499 Letter 324 To George Montagu, Esq.  Strawberry Hill, July 19, 1759.

Well, I begin to expect you; you must not forget the first of August.  If we do but look as well as we do at present, you will own Strawberry is still in its bloom.  With English verdure, we have had an Italian summer, and

Whatever sweets Sabaean springs disclose,
Our Indian jasmin, and the Persian rose.

I am forced to talk of Strawberry, lest I should weary you with what every body wearies me, the French and the militia.  They, I mean the latter only, not the former, passed just by us yesterday, and though it was my own clan, I had not the curiosity to go and see them.  The crowds in Hyde Park, when the King reviewed them, were unimaginable.  My Lord Orford, their colonel, I hear, looked gloriously martial and genteel, and I believe it;(1045) his person and air have a noble wildness in them; the regiments, too, are very becoming, scarlet faced with black, buff waistcoats, and gold buttons.  How knights of shires, who have never shot any thing but woodcocks, like this warfare, I don’t know; but the towns through which they pass adore them; every where they are treated and regaled.  The Prince of Wales followed them to Kingston, and gave fifty guineas among the private men.

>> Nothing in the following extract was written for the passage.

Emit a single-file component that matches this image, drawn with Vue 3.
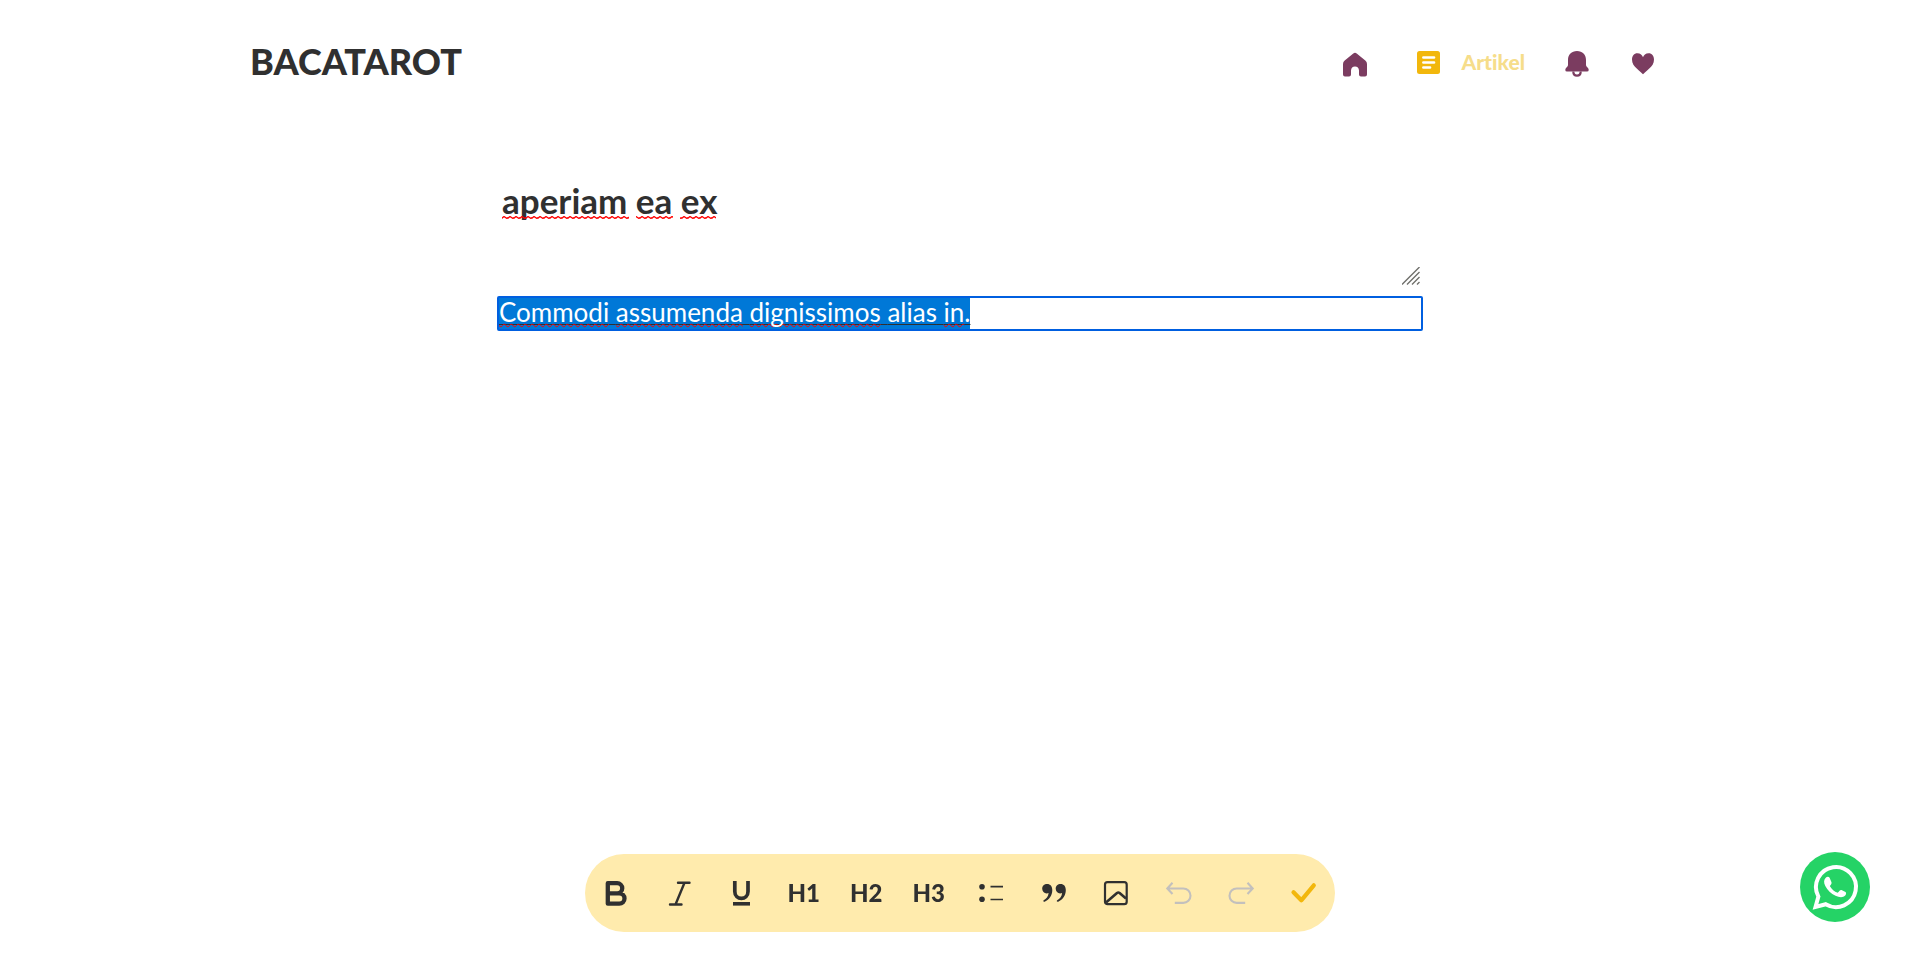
<script setup>
import { ref } from 'vue'

const title = ref('aperiam ea ex')
const body = ['Commodi', 'assumenda', 'dignissimos', 'alias', 'in']
const flagged = ['Commodi', 'assumenda', 'dignissimos', 'in']
const headings = ['H1', 'H2', 'H3']
</script>

<template>
  <header class="header">
    <a class="logo" href="#">BACATAROT</a>
    <nav class="nav" aria-label="Main">
      <a href="#" aria-label="Home">
        <svg class="icon" viewBox="0 0 28 28"><path fill="#7b3c60" d="M12.3 5.4Q14 4.3 15.7 5.4L24.3 12.4Q26 13.8 26 16V26.5Q26 28.5 24 28.5H20Q18 28.5 18 26.5V22.5Q17.7 18.4 14 18.4Q10.3 18.4 10 22.5V26.5Q10 28.5 8 28.5H4Q2 28.5 2 26.5V16Q2 13.8 3.7 12.4Z" /></svg>
      </a>
      <a class="active" href="#" aria-current="page">
        <svg class="icon" viewBox="0 0 28 28"><rect x="2" y="3" width="23" height="23" rx="2.5" fill="#f2b70c" /><path d="M8.4 9.5H19M8.4 14.5H19M8.4 19.5H15" fill="none" stroke="#fff" stroke-width="2.7" stroke-linecap="round" /></svg>
        <span>Artikel</span>
      </a>
      <a href="#" aria-label="Notifications">
        <svg class="icon" viewBox="0 0 28 28"><path fill="#7b3c60" d="M14 3C8.5 3 5 6.5 5 12V17Q5 18 4 19L3 20Q2.300 21 2.300 22Q2.300 23.500 4 23.500H24Q25.700 23.500 25.700 22Q25.700 21 25 20L24 19Q23 18 23 17V12C23 6.500 19.500 3 14 3Z" /><path d="M10.300 23.500C10.300 29 17.700 29 17.700 23.500" fill="none" stroke="#7b3c60" stroke-width="2.200" /></svg>
      </a>
      <a href="#" aria-label="Favorites">
        <svg class="icon" viewBox="0 0 28 28"><path fill="#7b3c60" d="M14 26.200Q12.700 24.800 8 20.700C5 18.200 3 15.500 3 11.500C3 7.700 5.200 5.200 8.300 5.200C11.500 5.200 13.200 7 14 9.200C14.800 7 16.500 5.200 19.700 5.200C22.800 5.200 25 7.700 25 11.500C25 15.500 23 18.200 20 20.700Q15.300 24.800 14 26.200Z" /></svg>
      </a>
    </nav>
  </header>

  <main class="editor">
    <div class="title-field">
      <textarea v-model="title" class="title" aria-label="Title" spellcheck="false"></textarea>
      <svg class="waves" aria-hidden="true">
        <defs>
          <pattern id="wave" width="6" height="3" patternUnits="userSpaceOnUse">
            <path d="M-1 3L2 .5L5 2.500L8 0" fill="none" stroke="#f00" stroke-width="1.300" />
          </pattern>
        </defs>
        <rect width="127" height="3" fill="url(#wave)" />
        <rect x="134" width="37" height="3" fill="url(#wave)" />
        <rect x="178" width="36" height="3" fill="url(#wave)" />
      </svg>
      <svg class="grip" viewBox="0 0 18 18" aria-hidden="true"><path d="M0 17.500L17.500 0M5 17.500L17.500 5M10 17.500L17.500 10M15 17.500L17.500 15" fill="none" stroke="#70706c" stroke-width="1.400" /></svg>
    </div>
    <div class="content" contenteditable="true" role="textbox" aria-multiline="true" aria-label="Article body" spellcheck="false"><span class="selected"><template v-for="(word, i) in body" :key="word"><span :class="{ misspelled: flagged.includes(word) }">{{ word }}</span>{{ i < body.length - 1 ? ' ' : '.' }}</template></span></div>
  </main>

  <div class="toolbar" role="toolbar" aria-label="Formatting">
    <button type="button" aria-label="Bold">
      <svg class="icon" viewBox="0 0 28 28"><path d="M5.800 4.200H15.200A5 5 0 0 1 15.200 14.300H5.800ZM5.800 14.300H17.300A5.200 5.200 0 0 1 17.300 24.700H5.800Z" fill="none" stroke="#303030" stroke-width="4.300" stroke-linejoin="round" /></svg>
    </button>
    <button type="button" aria-label="Italic">
      <svg class="icon" viewBox="0 0 28 28"><path d="M13 3.700H24.500M5 25.500H16.500M19.500 3.700L10.500 25.500" fill="none" stroke="#303030" stroke-width="2.400" stroke-linecap="round" /></svg>
    </button>
    <button type="button" aria-label="Underline">
      <svg class="icon" viewBox="0 0 28 28"><path d="M7.800 2V12.500C7.800 21.700 21 21.700 21 12.500V2" fill="none" stroke="#303030" stroke-width="3.700" /><path d="M6 24.800H23" stroke="#303030" stroke-width="3.600" /></svg>
    </button>
    <button v-for="h in headings" :key="h" type="button">{{ h }}</button>
    <button type="button" aria-label="Bullet list">
      <svg class="icon" viewBox="0 0 28 28"><g fill="#303030"><circle cx="5" cy="7.700" r="2.800" /><circle cx="5" cy="20.300" r="2.800" /></g><path d="M13.500 7.700H26M13.500 20.500H26" stroke="#303030" stroke-width="1.700" /></svg>
    </button>
    <button type="button" aria-label="Quote">
      <svg class="icon" viewBox="0 0 28 28"><g fill="#303030"><path d="M7.200 5C4.200 5 2.200 7 2.200 9.800C2.200 12.500 4.200 14.400 6.600 14.400C7.400 14.400 8 14.200 8.600 13.900C8.300 17.300 6.200 19.800 3.700 21.300C2.700 22 3.500 23.200 4.700 22.700C9.400 20.500 12.300 16.300 12.300 11C12.300 7.300 10.300 5 7.200 5Z" /><path d="M20.700 5C17.700 5 15.700 7 15.700 9.800C15.700 12.500 17.700 14.400 20.100 14.400C20.900 14.400 21.500 14.200 22.100 13.900C21.800 17.300 19.700 19.800 17.200 21.300C16.200 22 17 23.200 18.200 22.700C22.900 20.500 25.800 16.300 25.800 11C25.800 7.300 23.800 5 20.700 5Z" /></g></svg>
    </button>
    <button type="button" aria-label="Insert image">
      <svg class="icon" viewBox="0 0 28 28"><g fill="none" stroke="#303030" stroke-width="2.200" stroke-linejoin="round"><rect x="3" y="3.200" width="21.700" height="22" rx="2.500" /><path d="M4 23.500L15 14Q16.300 13 17.600 14L24 19.500" stroke-width="2.600" /></g></svg>
    </button>
    <button type="button" aria-label="Undo" disabled>
      <svg class="icon" viewBox="0 0 28 28"><path d="M7.500 3.800L2.300 9.500L7.500 15M2.300 9.500H18.300A7.200 7.200 0 0 1 18.300 23.900H9.800" fill="none" stroke="#c3c0bd" stroke-width="2.100" /></svg>
    </button>
    <button type="button" aria-label="Redo" disabled>
      <svg class="icon" viewBox="0 0 28 28"><path d="M20.500 3.800L25.700 9.500L20.500 15M25.700 9.500H9.700A7.200 7.200 0 0 0 9.700 23.900H18.200" fill="none" stroke="#c3c0bd" stroke-width="2.100" /></svg>
    </button>
    <button type="button" aria-label="Save">
      <svg class="icon" viewBox="0 0 28 28"><path d="M3.500 13.200L11.300 21.300L23.800 6.300" fill="none" stroke="#f2b70c" stroke-width="4.200" stroke-linecap="round" stroke-linejoin="round" /></svg>
    </button>
  </div>

  <a class="whatsapp" href="#" aria-label="WhatsApp">
    <svg viewBox="0 0 70 70"><circle cx="35" cy="35" r="35" fill="#25d366" /><path d="M15.500 55L18.400 44.600A20 20 0 1 1 25.700 52.200Z" fill="none" stroke="#fff" stroke-width="4" stroke-linejoin="miter" /><path fill="#fff" d="M26 25.500C27 24.500 29 24.500 29.600 25.800L31.500 30.200C32 31.600 30.700 32.800 29.800 34C31.700 37.400 34.300 39.500 37.700 40.800C39 39.600 40 37.500 41.500 38L45.500 40C46.600 40.600 46 42.600 45.200 43.500C42.800 46 39.300 45.500 35.500 43.800C31 41.800 27.500 38 25.300 34C23.500 30.700 23.700 27.600 26 25.500Z" /></svg>
  </a>
</template>

<style scoped>
.header {
  box-sizing: border-box;
  display: flex;
  align-items: center;
  justify-content: space-between;
  max-width: 1440px;
  height: 124px;
  margin: 0 auto;
  padding: 0 23px 0 10px;
}

.logo {
  padding-bottom: 2px;
  color: #303030;
  font-size: 36px;
  font-weight: 900;
  text-decoration: none;
}

.nav {
  display: flex;
  align-items: center;
  gap: 38px;
}

.nav a {
  display: flex;
  align-items: center;
  gap: 18px;
  text-decoration: none;
}

.nav .active {
  padding-left: 8px;
  color: #f6dd8a;
  font-size: 21px;
  font-variant-ligatures: none;
  font-weight: 900;
}

.active span {
  padding-bottom: 2px;
}

.icon {
  display: block;
  width: 28px;
  height: 28px;
  overflow: visible;
}

.editor {
  max-width: 926px;
  margin: 0 auto;
  padding-top: 46px;
}

.title-field {
  position: relative;
  height: 126px;
}

.title {
  box-sizing: border-box;
  display: block;
  width: 100%;
  height: 116px;
  padding: 8px 5px;
  border: 0;
  outline: 0;
  background: transparent;
  color: #303030;
  font: 700 35px/44px Lato, sans-serif;
  resize: none;
}

.waves {
  position: absolute;
  top: 46px;
  left: 5px;
  width: 214px;
  height: 3px;
  pointer-events: none;
}

.grip {
  position: absolute;
  top: 97px;
  right: 3px;
  width: 18px;
  height: 18px;
  pointer-events: none;
}

.content {
  box-sizing: border-box;
  height: 35px;
  border: 2px solid #005fe0;
  border-radius: 2px;
  font-size: 26px;
  line-height: 29px;
}

.selected {
  display: inline-block;
  padding-bottom: 2px;
  background: #0078d7;
  color: #fff;
  text-decoration: underline #303030 1px;
  text-underline-offset: 2px;
  text-decoration-skip-ink: none;
}

.misspelled {
  text-decoration: underline wavy #f00 1px;
  text-underline-offset: 1px;
  text-decoration-skip-ink: none;
}

.toolbar {
  position: fixed;
  bottom: 40px;
  left: 50%;
  display: grid;
  grid-template-columns: repeat(12, 1fr);
  width: 750px;
  height: 78px;
  border-radius: 39px;
  background: #ffebad;
  transform: translateX(-50%);
}

.toolbar button {
  display: flex;
  align-items: center;
  justify-content: center;
  padding: 0;
  border: 0;
  background: transparent;
  color: #303030;
  font: 900 24px/28px Lato, sans-serif;
}

.whatsapp {
  position: fixed;
  right: 50px;
  bottom: 50px;
  width: 70px;
  height: 70px;
}
</style>

<style>
body {
  background: #fff;
  font-family: Lato, sans-serif;
}
</style>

I expect some anecdotes from you of the coronation at Oxford; I hear my Lord Westmoreland’s own retinue was all be-James’d with true-blue ribands; and that because Sir William Calvert, who was a fellow of a college, and happened to be Lord Mayor, attended the Duke of Newcastle at his inthronization, they dragged down the present Lord Mayor to Oxford, who is only a dry-salter.

I have your Butler’s posthumous works.(1046) The poetry is most uncouth and incorrect, but with infinite wit; especially one thing on plagiaries is equal to any thirty in Hudibras.  Have you read my Lord Clarendon’s?  I am enchanted with it; ’tis very incorrect, but I think more entertaining than his History.  It makes me quite out of humour with other memoirs.  Adieu!

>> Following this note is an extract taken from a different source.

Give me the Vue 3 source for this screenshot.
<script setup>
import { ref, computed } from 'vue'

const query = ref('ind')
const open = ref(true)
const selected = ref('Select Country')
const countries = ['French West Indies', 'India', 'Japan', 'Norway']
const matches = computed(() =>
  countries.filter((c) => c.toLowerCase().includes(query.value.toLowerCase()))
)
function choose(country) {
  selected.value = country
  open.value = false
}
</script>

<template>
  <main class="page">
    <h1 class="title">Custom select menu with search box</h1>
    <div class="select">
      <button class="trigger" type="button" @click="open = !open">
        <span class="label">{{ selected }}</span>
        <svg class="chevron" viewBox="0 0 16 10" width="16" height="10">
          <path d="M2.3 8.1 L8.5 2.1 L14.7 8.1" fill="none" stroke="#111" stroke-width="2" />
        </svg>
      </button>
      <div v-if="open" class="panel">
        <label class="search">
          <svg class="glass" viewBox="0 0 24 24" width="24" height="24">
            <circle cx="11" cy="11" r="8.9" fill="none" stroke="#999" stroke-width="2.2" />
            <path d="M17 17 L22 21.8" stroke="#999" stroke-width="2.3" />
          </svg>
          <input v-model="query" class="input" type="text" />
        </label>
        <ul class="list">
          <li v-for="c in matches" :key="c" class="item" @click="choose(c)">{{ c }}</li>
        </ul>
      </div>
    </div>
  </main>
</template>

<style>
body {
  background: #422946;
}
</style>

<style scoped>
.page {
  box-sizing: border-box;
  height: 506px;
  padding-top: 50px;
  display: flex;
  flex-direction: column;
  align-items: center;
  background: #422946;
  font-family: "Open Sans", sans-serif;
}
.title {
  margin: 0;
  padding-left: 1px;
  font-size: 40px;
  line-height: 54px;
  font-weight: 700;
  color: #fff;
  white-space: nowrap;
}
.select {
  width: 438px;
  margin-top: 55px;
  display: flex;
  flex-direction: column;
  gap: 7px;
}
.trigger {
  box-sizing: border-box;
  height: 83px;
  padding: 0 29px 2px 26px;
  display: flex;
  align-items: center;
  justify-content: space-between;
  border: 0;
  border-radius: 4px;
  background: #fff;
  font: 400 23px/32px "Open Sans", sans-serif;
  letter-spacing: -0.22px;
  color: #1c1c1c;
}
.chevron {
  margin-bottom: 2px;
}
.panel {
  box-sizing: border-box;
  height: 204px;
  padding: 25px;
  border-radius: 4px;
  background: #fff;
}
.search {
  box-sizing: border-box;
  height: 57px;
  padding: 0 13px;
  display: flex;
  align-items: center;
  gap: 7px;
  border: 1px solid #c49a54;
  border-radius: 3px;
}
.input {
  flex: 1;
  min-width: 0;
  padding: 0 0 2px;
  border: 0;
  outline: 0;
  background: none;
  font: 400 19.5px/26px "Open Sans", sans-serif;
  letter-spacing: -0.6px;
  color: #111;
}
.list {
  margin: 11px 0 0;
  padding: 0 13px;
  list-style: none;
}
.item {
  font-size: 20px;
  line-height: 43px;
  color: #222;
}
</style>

(1045) Mr. Pitt, in a letter of this day, to Lady Hester, says, “Nothing could make a better appearance than the two Norfolk battalions.  Lord Orford, with the port of Mars himself, and really the genteelest figure under arms I ever saw, was the theme of every tongue.”  Chatham Correspondence, vol. ii. p. 4.-E.

(1046) “The Genuine Remains, in prose and verse, of Samuel Butler; with notes by R. Thyer.”  A very pleasant review of this work, by Oliver Goldsmith, will be found in the fourth volume of Mr. Murray’s enlarged edition of his Miscellaneous Works.-E.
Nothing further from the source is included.